Data is consistently showing consumption is on the decline, not just in the United States but in France, the epicenter for wine production. Red wine consumption in France plunged by 32% over the last decade. Particularly hit hard was the 18-to-35 age group.
The decline was attributed to less consumption of red meat and an increase in households with single parents who did not want to drink alone — reasons that seem odd to us. More likely, people are turning to alternative beverages.
The trend has compelled growers to rip up vines. In just Bordeaux, producers are suggesting a reduction of 10% and they want the French government to compensate them at a rate of more than $10,000 per acre. They also want to destroy unsold stock to push up prices.
The only region seeing growth is Burgundy, which is because wine producers had to reach into their stocks to make up for production dampened by 2021 frost.

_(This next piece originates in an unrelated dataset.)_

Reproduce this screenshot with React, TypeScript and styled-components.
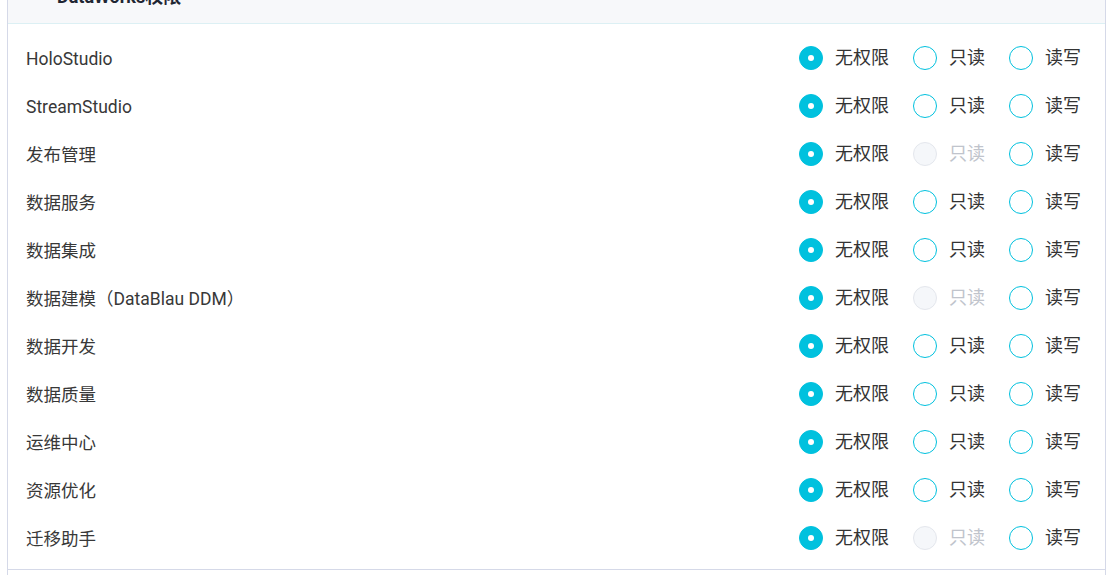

In the United States, wine sales are flat and in some categories it is declining — certainly not according to our personal consumption.
Macan Clasico Rioja 2018 ($60). A collaboration between Rothschild and Vega Sicilia, this approachable tempranillo shows off fresh red and dark fruit flavors and moderate tannins. It needs to be decanted to reveal the many nuances.
Villa Robles Mistral Vineyard Chardonnay 2020 ($25). This tasty chardonnay from southern Monterey has a creamy mouthfeel and notes of apples and mango with a hint of vanilla.
MacRostie Nightwing Vineyard Chardonnay 2020 ($48). This nicely textured, single-vineyard chardonnay has citrus aromas and flavors with hints of vanilla and mango. The producer’s 2020 Sonoma Coast chardonnay ($28) is also delightful with its big acidity and apple and pear notes.